- REQUEST:
Make an exact transcription of the material, leaving out all images.

- DATA BLOCK:
○ ○ ○ ○
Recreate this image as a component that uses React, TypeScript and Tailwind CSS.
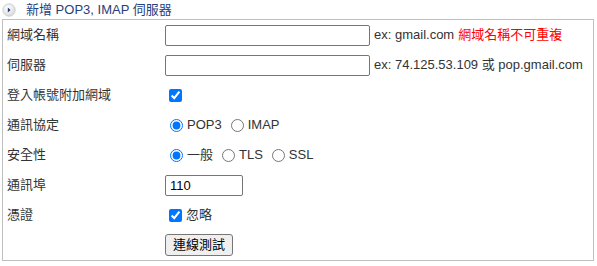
import React from "react";

const font = { fontFamily: '"Liberation Sans", Arial, "Noto Sans CJK TC", sans-serif' };

function Row({ label, children }: { label: string; children?: React.ReactNode }) {
  return (
    <div className="flex h-[30px] items-center">
      <div className="w-[162px] shrink-0 pl-[4px] text-[#333]">{label}</div>
      <div className="flex items-center">{children}</div>
    </div>
  );
}

function Radio({ name, label, checked, last }: { name: string; label: string; checked?: boolean; last?: boolean }) {
  return (
    <label className={`flex items-center ${last ? "" : "mr-[4px]"}`}>
      <input
        type="radio"
        name={name}
        defaultChecked={checked}
        className="ml-[5px] mr-[4px] h-[13px] w-[13px]"
      />
      <span className="text-[#333]">{label}</span>
    </label>
  );
}

export default function App() {
  return (
    <div className="w-[597px] h-[266px] bg-white text-[13px]" style={font}>
      <div className="flex h-[19px] items-center">
        <svg width="14" height="14" viewBox="0 0 14 14" className="ml-[2px] mt-[1px]">
          <defs>
            <radialGradient id="g" cx="40%" cy="35%" r="70%">
              <stop offset="0%" stopColor="#ffffff" />
              <stop offset="100%" stopColor="#d8d8d8" />
            </radialGradient>
          </defs>
          <circle cx="7" cy="7" r="6.2" fill="url(#g)" stroke="#c8c8c8" strokeWidth="0.8" />
          <path d="M5.8 4.6 L8.6 7 L5.8 9.4 Z" fill="#27407c" />
        </svg>
        <span className="ml-[10px] text-[13px] text-[#27407c]">新增 POP3, IMAP 伺服器</span>
      </div>
      <div className="ml-[2px] w-[592px] border border-[#bfbfbf]">
        <Row label="網域名稱">
          <input type="text" className="h-[21px] w-[205px] rounded-[2px] border border-[#767676] bg-white px-[2px]" />
          <span className="ml-[4px] text-[#333]">ex: gmail.com</span>
          <span className="ml-[4px] text-[#ff0000]">網域名稱不可重複</span>
        </Row>
        <Row label="伺服器">
          <input type="text" className="h-[21px] w-[205px] rounded-[2px] border border-[#767676] bg-white px-[2px]" />
          <span className="ml-[4px] text-[#333]">ex: 74.125.53.109 或 pop.gmail.com</span>
        </Row>
        <Row label="登入帳號附加網域">
          <input type="checkbox" defaultChecked className="ml-[4px] h-[13px] w-[13px]" />
        </Row>
        <Row label="通訊協定">
          <Radio name="proto" label="POP3" checked />
          <Radio name="proto" label="IMAP" last />
        </Row>
        <Row label="安全性">
          <Radio name="sec" label="一般" checked />
          <Radio name="sec" label="TLS" />
          <Radio name="sec" label="SSL" last />
        </Row>
        <Row label="通訊埠">
          <input
            type="text"
            defaultValue="110"
            className="h-[21px] w-[78px] rounded-[2px] border border-[#767676] bg-white px-[4px] text-black"
          />
        </Row>
        <Row label="憑證">
          <label className="flex items-center">
            <input type="checkbox" defaultChecked className="ml-[4px] mr-[4px] h-[13px] w-[13px]" />
            <span className="text-[#333]">忽略</span>
          </label>
        </Row>
        <Row label="">
          <button className="h-[22px] w-[68px] rounded-[3px] border border-[#767676] bg-[#efefef] text-black">
            連線測試
          </button>
        </Row>
      </div>
    </div>
  );
}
○ ○ ○ ○
- SOLUTION TO THIS TASK:
Recreate this image as a component that uses React, TypeScript and Tailwind CSS.
import React from "react";

const font = { fontFamily: '"Liberation Sans", Arial, "Noto Sans CJK TC", sans-serif' };

function Row({ label, children }: { label: string; children?: React.ReactNode }) {
  return (
    <div className="flex h-[30px] items-center">
      <div className="w-[162px] shrink-0 pl-[4px] text-[#333]">{label}</div>
      <div className="flex items-center">{children}</div>
    </div>
  );
}

function Radio({ name, label, checked, last }: { name: string; label: string; checked?: boolean; last?: boolean }) {
  return (
    <label className={`flex items-center ${last ? "" : "mr-[4px]"}`}>
      <input
        type="radio"
        name={name}
        defaultChecked={checked}
        className="ml-[5px] mr-[4px] h-[13px] w-[13px]"
      />
      <span className="text-[#333]">{label}</span>
    </label>
  );
}

export default function App() {
  return (
    <div className="w-[597px] h-[266px] bg-white text-[13px]" style={font}>
      <div className="flex h-[19px] items-center">
        <svg width="14" height="14" viewBox="0 0 14 14" className="ml-[2px] mt-[1px]">
          <defs>
            <radialGradient id="g" cx="40%" cy="35%" r="70%">
              <stop offset="0%" stopColor="#ffffff" />
              <stop offset="100%" stopColor="#d8d8d8" />
            </radialGradient>
          </defs>
          <circle cx="7" cy="7" r="6.2" fill="url(#g)" stroke="#c8c8c8" strokeWidth="0.8" />
          <path d="M5.8 4.6 L8.6 7 L5.8 9.4 Z" fill="#27407c" />
        </svg>
        <span className="ml-[10px] text-[13px] text-[#27407c]">新增 POP3, IMAP 伺服器</span>
      </div>
      <div className="ml-[2px] w-[592px] border border-[#bfbfbf]">
        <Row label="網域名稱">
          <input type="text" className="h-[21px] w-[205px] rounded-[2px] border border-[#767676] bg-white px-[2px]" />
          <span className="ml-[4px] text-[#333]">ex: gmail.com</span>
          <span className="ml-[4px] text-[#ff0000]">網域名稱不可重複</span>
        </Row>
        <Row label="伺服器">
          <input type="text" className="h-[21px] w-[205px] rounded-[2px] border border-[#767676] bg-white px-[2px]" />
          <span className="ml-[4px] text-[#333]">ex: 74.125.53.109 或 pop.gmail.com</span>
        </Row>
        <Row label="登入帳號附加網域">
          <input type="checkbox" defaultChecked className="ml-[4px] h-[13px] w-[13px]" />
        </Row>
        <Row label="通訊協定">
          <Radio name="proto" label="POP3" checked />
          <Radio name="proto" label="IMAP" last />
        </Row>
        <Row label="安全性">
          <Radio name="sec" label="一般" checked />
          <Radio name="sec" label="TLS" />
          <Radio name="sec" label="SSL" last />
        </Row>
        <Row label="通訊埠">
          <input
            type="text"
            defaultValue="110"
            className="h-[21px] w-[78px] rounded-[2px] border border-[#767676] bg-white px-[4px] text-black"
          />
        </Row>
        <Row label="憑證">
          <label className="flex items-center">
            <input type="checkbox" defaultChecked className="ml-[4px] mr-[4px] h-[13px] w-[13px]" />
            <span className="text-[#333]">忽略</span>
          </label>
        </Row>
        <Row label="">
          <button className="h-[22px] w-[68px] rounded-[3px] border border-[#767676] bg-[#efefef] text-black">
            連線測試
          </button>
        </Row>
      </div>
    </div>
  );
}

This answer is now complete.